National and Largest zoo of Bangladesh

Bangladesh National Zoo, (বাংলাদেশ জাতীয় চিড়িয়াখানা) is a zoo located in the Mirpur section of Dhaka, the capital city of Bangladesh. The zoo contains many native and non-native animals and wildlife, and attracts about three million visitors each year. On 5 February 2015, the name was changed from Dhaka Zoo to Bangladesh National Zoo.

Established in 1974, the 186 acre Bangladesh National Zoo is the largest zoo in Bangladesh, and is operated by the Ministry of Fisheries and Livestock. The zoo attracts around 10,000 visitors every day with the number increasing during the weekends and holidays. The zoo is also known for its poor conditions for animals and the corruption of its officials.

==History==
On 26 December 1950, the agricultural, cooperation and aid ministry officially declared to establish a zoo in Dhaka. Hence, the zoo started at that time at Segunbagicha, near the High Court of Dhaka with several spotted deer, peacocks, monkey and elephant. The zoo later relocated to the present Eidgah Maidan, featuring a larger collection of animals. Later in 1961 a board was created to ensure proper management of the zoo. Later, after acquiring animals from internal and from foreign countries, the zoo inaugurated at its present location on 23 June 1974.

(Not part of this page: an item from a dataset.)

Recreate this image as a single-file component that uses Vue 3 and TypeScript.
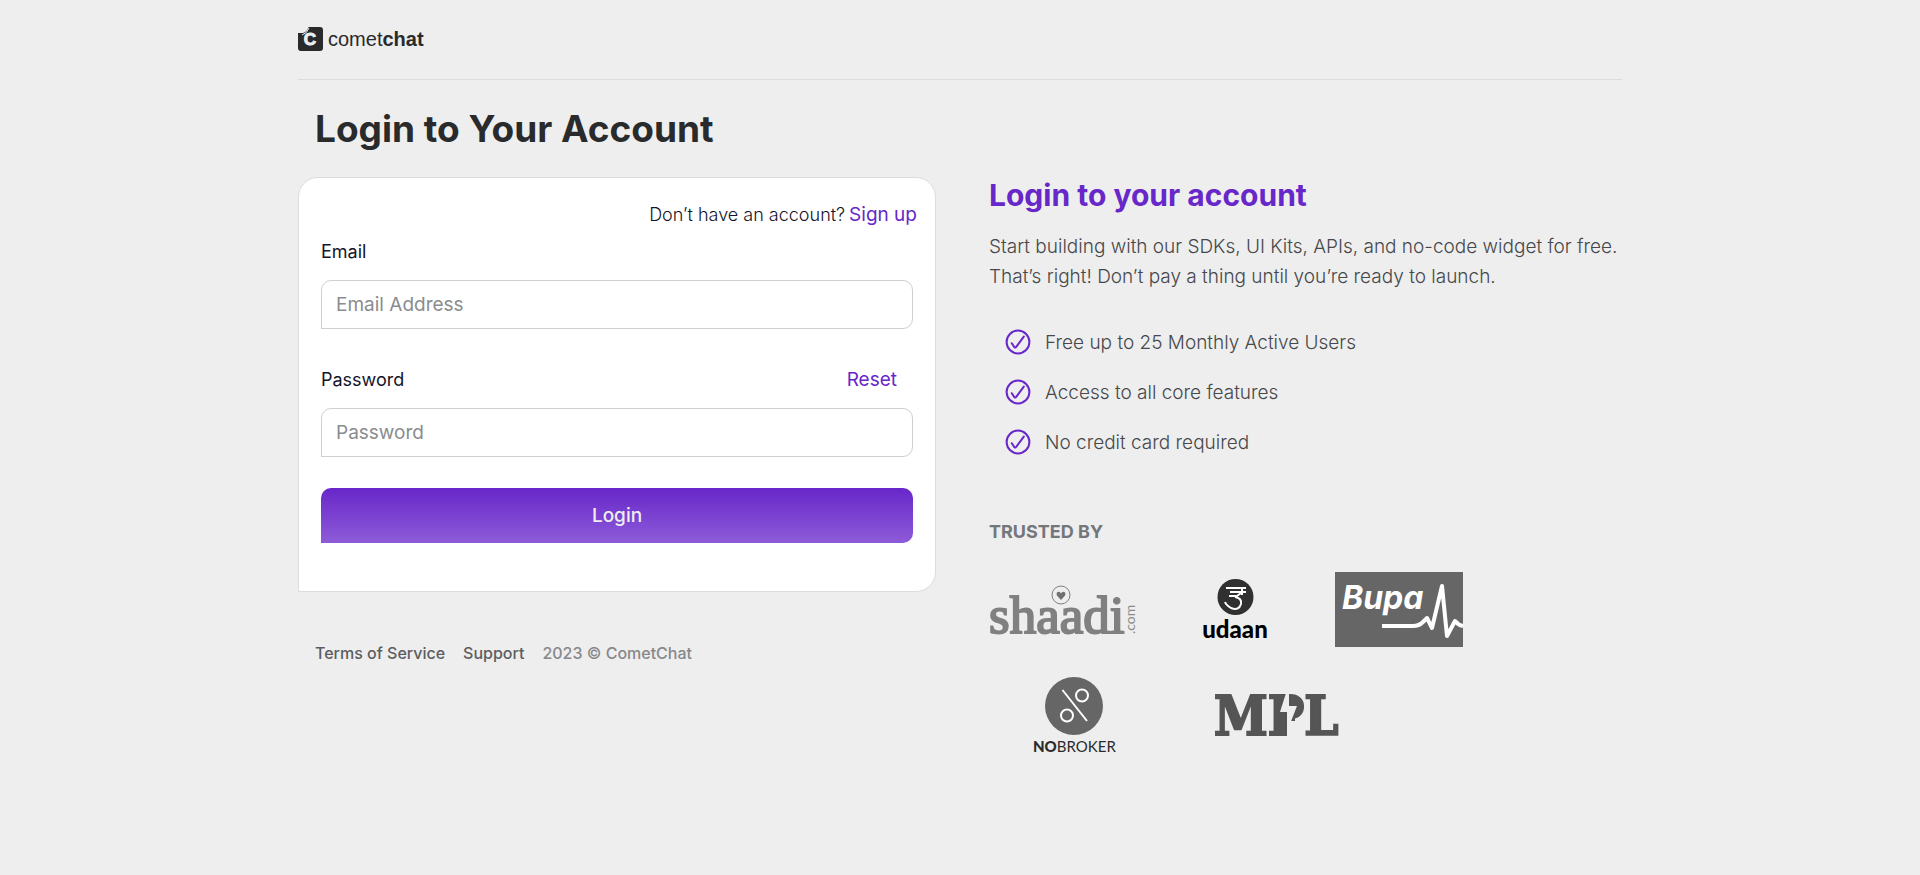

After a number of animal deaths in 2009, the zoo curator and deputy curator were temporarily suspended and a committee was formed to investigate the deaths. Zoo administration claimed that its main problem was the lack of veterinary doctors (it had only one doctor), and that it had already requested additional veterinary staff. The zoo is noted by international agencies as corrupt, and when two black rhinoceros were sent from South Africa to Dhaka in 2013, conservation groups in South Africa expressed concerns over of appalling treatment of animals, calling it a "Hell hole."

==Animals==
As of 2024, the zoo is home to 2,150 animals from 191 species. Elephant-back and horse-back rides are available at the zoo in addition to fishing.

The zoo exhibits 58 species of mammals, including elephants, cheetahs, rhinos, zebras, waterbucks, otters, hyenas, deer, giraffes, impala, black bears, tapirs, hippos, lions, many species of monkeys, chimpanzees, baboons, and Bengal tigers. The aviaries at the zoo house more than 1500 birds representing 91 species, including peacocks, rhea, African gray parrots, cassowary, owls, ostrich, emus, gray crows, teals, finches, babblers, owls, vultures, and eagles. The two lakes at the zoo also host migratory water birds each winter. Visitors can also see 13 species of reptiles including snakes and crocodiles, and 28 species of fish.

In 2026, the zoo acquired an albino buffalo named Donald Trump.